§ **OBJECTIVE**
Exactly as written, quote every line that follows, skipping the images.

— BEGIN —

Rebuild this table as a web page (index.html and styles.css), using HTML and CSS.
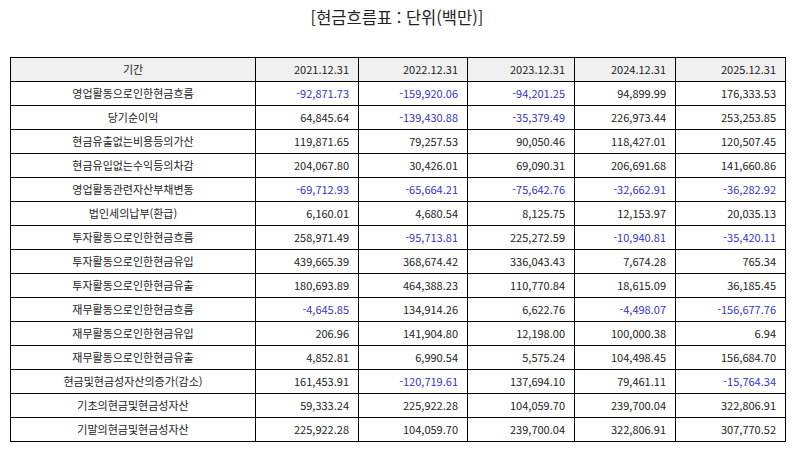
FILE: index.html
```html
<!DOCTYPE html>
<html lang="ko">
<head>
<meta charset="utf-8">
<title>현금흐름표</title>
<link rel="stylesheet" href="styles.css">
</head>
<body>
<div class="title">[현금흐름표 : 단위(백만)]</div>
<table class="cf">
<colgroup>
<col class="c-label"><col class="c1"><col class="c2"><col class="c3"><col class="c4"><col class="c5">
</colgroup>
<thead>
<tr><th class="label">기간</th><th>2021.12.31</th><th>2022.12.31</th><th>2023.12.31</th><th>2024.12.31</th><th>2025.12.31</th></tr>
</thead>
<tbody>
<tr><td class="label">영업활동으로인한현금흐름</td><td class="neg">-92,871.73</td><td class="neg">-159,920.06</td><td class="neg">-94,201.25</td><td>94,899.99</td><td>176,333.53</td></tr>
<tr><td class="label">당기순이익</td><td>64,845.64</td><td class="neg">-139,430.88</td><td class="neg">-35,379.49</td><td>226,973.44</td><td>253,253.85</td></tr>
<tr><td class="label">현금유출없는비용등의가산</td><td>119,871.65</td><td>79,257.53</td><td>90,050.46</td><td>118,427.01</td><td>120,507.45</td></tr>
<tr><td class="label">현금유입없는수익등의차감</td><td>204,067.80</td><td>30,426.01</td><td>69,090.31</td><td>206,691.68</td><td>141,660.86</td></tr>
<tr><td class="label">영업활동관련자산부채변동</td><td class="neg">-69,712.93</td><td class="neg">-65,664.21</td><td class="neg">-75,642.76</td><td class="neg">-32,662.91</td><td class="neg">-36,282.92</td></tr>
<tr><td class="label">법인세의납부(환급)</td><td>6,160.01</td><td>4,680.54</td><td>8,125.75</td><td>12,153.97</td><td>20,035.13</td></tr>
<tr><td class="label">투자활동으로인한현금흐름</td><td>258,971.49</td><td class="neg">-95,713.81</td><td>225,272.59</td><td class="neg">-10,940.81</td><td class="neg">-35,420.11</td></tr>
<tr><td class="label">투자활동으로인한현금유입</td><td>439,665.39</td><td>368,674.42</td><td>336,043.43</td><td>7,674.28</td><td>765.34</td></tr>
<tr><td class="label">투자활동으로인한현금유출</td><td>180,693.89</td><td>464,388.23</td><td>110,770.84</td><td>18,615.09</td><td>36,185.45</td></tr>
<tr><td class="label">재무활동으로인한현금흐름</td><td class="neg">-4,645.85</td><td>134,914.26</td><td>6,622.76</td><td class="neg">-4,498.07</td><td class="neg">-156,677.76</td></tr>
<tr><td class="label">재무활동으로인한현금유입</td><td>206.96</td><td>141,904.80</td><td>12,198.00</td><td>100,000.38</td><td>6.94</td></tr>
<tr><td class="label">재무활동으로인한현금유출</td><td>4,852.81</td><td>6,990.54</td><td>5,575.24</td><td>104,498.45</td><td>156,684.70</td></tr>
<tr><td class="label">현금및현금성자산의증가(감소)</td><td>161,453.91</td><td class="neg">-120,719.61</td><td>137,694.10</td><td>79,461.11</td><td class="neg">-15,764.34</td></tr>
<tr><td class="label">기초의현금및현금성자산</td><td>59,333.24</td><td>225,922.28</td><td>104,059.70</td><td>239,700.04</td><td>322,806.91</td></tr>
<tr><td class="label">기말의현금및현금성자산</td><td>225,922.28</td><td>104,059.70</td><td>239,700.04</td><td>322,806.91</td><td>307,770.52</td></tr>
</tbody>
</table>
</body>
</html>
```
FILE: styles.css
```css
html, body {
  margin: 0;
  padding: 0;
  background: #ffffff;
}
body {
  font-family: "Noto Sans CJK KR", "Noto Sans", sans-serif;
  color: #222222;
}
.title {
  padding-top: 7px;
  height: 20px;
  line-height: 20px;
  font-size: 16.5px;
  text-align: center;
  color: #222222;
}
.cf {
  margin: 30px 0 0 10px;
  width: 775px;
  table-layout: fixed;
  border-collapse: collapse;
  font-size: 11px;
}
.c-label { width: 245px; }
.c1 { width: 103px; }
.c2 { width: 109px; }
.c3 { width: 107px; }
.c4 { width: 101px; }
.c5 { width: 110px; }
.cf th,
.cf td {
  border: 1px solid #000000;
  padding: 0 9px 0 0;
  height: 23px;
  line-height: 23px;
  text-align: right;
  font-weight: normal;
  white-space: nowrap;
  color: #222222;
}
.cf thead th {
  background: #f0f0f0;
}
.cf .label {
  text-align: center;
  padding: 0;
}
.cf td.neg {
  color: #3535c8;
}
```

— END —

§ **EXERCISE OUTPUT**
Rebuild this table as a web page (index.html and styles.css), using HTML and CSS.
FILE: index.html
```html
<!DOCTYPE html>
<html lang="ko">
<head>
<meta charset="utf-8">
<title>현금흐름표</title>
<link rel="stylesheet" href="styles.css">
</head>
<body>
<div class="title">[현금흐름표 : 단위(백만)]</div>
<table class="cf">
<colgroup>
<col class="c-label"><col class="c1"><col class="c2"><col class="c3"><col class="c4"><col class="c5">
</colgroup>
<thead>
<tr><th class="label">기간</th><th>2021.12.31</th><th>2022.12.31</th><th>2023.12.31</th><th>2024.12.31</th><th>2025.12.31</th></tr>
</thead>
<tbody>
<tr><td class="label">영업활동으로인한현금흐름</td><td class="neg">-92,871.73</td><td class="neg">-159,920.06</td><td class="neg">-94,201.25</td><td>94,899.99</td><td>176,333.53</td></tr>
<tr><td class="label">당기순이익</td><td>64,845.64</td><td class="neg">-139,430.88</td><td class="neg">-35,379.49</td><td>226,973.44</td><td>253,253.85</td></tr>
<tr><td class="label">현금유출없는비용등의가산</td><td>119,871.65</td><td>79,257.53</td><td>90,050.46</td><td>118,427.01</td><td>120,507.45</td></tr>
<tr><td class="label">현금유입없는수익등의차감</td><td>204,067.80</td><td>30,426.01</td><td>69,090.31</td><td>206,691.68</td><td>141,660.86</td></tr>
<tr><td class="label">영업활동관련자산부채변동</td><td class="neg">-69,712.93</td><td class="neg">-65,664.21</td><td class="neg">-75,642.76</td><td class="neg">-32,662.91</td><td class="neg">-36,282.92</td></tr>
<tr><td class="label">법인세의납부(환급)</td><td>6,160.01</td><td>4,680.54</td><td>8,125.75</td><td>12,153.97</td><td>20,035.13</td></tr>
<tr><td class="label">투자활동으로인한현금흐름</td><td>258,971.49</td><td class="neg">-95,713.81</td><td>225,272.59</td><td class="neg">-10,940.81</td><td class="neg">-35,420.11</td></tr>
<tr><td class="label">투자활동으로인한현금유입</td><td>439,665.39</td><td>368,674.42</td><td>336,043.43</td><td>7,674.28</td><td>765.34</td></tr>
<tr><td class="label">투자활동으로인한현금유출</td><td>180,693.89</td><td>464,388.23</td><td>110,770.84</td><td>18,615.09</td><td>36,185.45</td></tr>
<tr><td class="label">재무활동으로인한현금흐름</td><td class="neg">-4,645.85</td><td>134,914.26</td><td>6,622.76</td><td class="neg">-4,498.07</td><td class="neg">-156,677.76</td></tr>
<tr><td class="label">재무활동으로인한현금유입</td><td>206.96</td><td>141,904.80</td><td>12,198.00</td><td>100,000.38</td><td>6.94</td></tr>
<tr><td class="label">재무활동으로인한현금유출</td><td>4,852.81</td><td>6,990.54</td><td>5,575.24</td><td>104,498.45</td><td>156,684.70</td></tr>
<tr><td class="label">현금및현금성자산의증가(감소)</td><td>161,453.91</td><td class="neg">-120,719.61</td><td>137,694.10</td><td>79,461.11</td><td class="neg">-15,764.34</td></tr>
<tr><td class="label">기초의현금및현금성자산</td><td>59,333.24</td><td>225,922.28</td><td>104,059.70</td><td>239,700.04</td><td>322,806.91</td></tr>
<tr><td class="label">기말의현금및현금성자산</td><td>225,922.28</td><td>104,059.70</td><td>239,700.04</td><td>322,806.91</td><td>307,770.52</td></tr>
</tbody>
</table>
</body>
</html>
```
FILE: styles.css
```css
html, body {
  margin: 0;
  padding: 0;
  background: #ffffff;
}
body {
  font-family: "Noto Sans CJK KR", "Noto Sans", sans-serif;
  color: #222222;
}
.title {
  padding-top: 7px;
  height: 20px;
  line-height: 20px;
  font-size: 16.5px;
  text-align: center;
  color: #222222;
}
.cf {
  margin: 30px 0 0 10px;
  width: 775px;
  table-layout: fixed;
  border-collapse: collapse;
  font-size: 11px;
}
.c-label { width: 245px; }
.c1 { width: 103px; }
.c2 { width: 109px; }
.c3 { width: 107px; }
.c4 { width: 101px; }
.c5 { width: 110px; }
.cf th,
.cf td {
  border: 1px solid #000000;
  padding: 0 9px 0 0;
  height: 23px;
  line-height: 23px;
  text-align: right;
  font-weight: normal;
  white-space: nowrap;
  color: #222222;
}
.cf thead th {
  background: #f0f0f0;
}
.cf .label {
  text-align: center;
  padding: 0;
}
.cf td.neg {
  color: #3535c8;
}
```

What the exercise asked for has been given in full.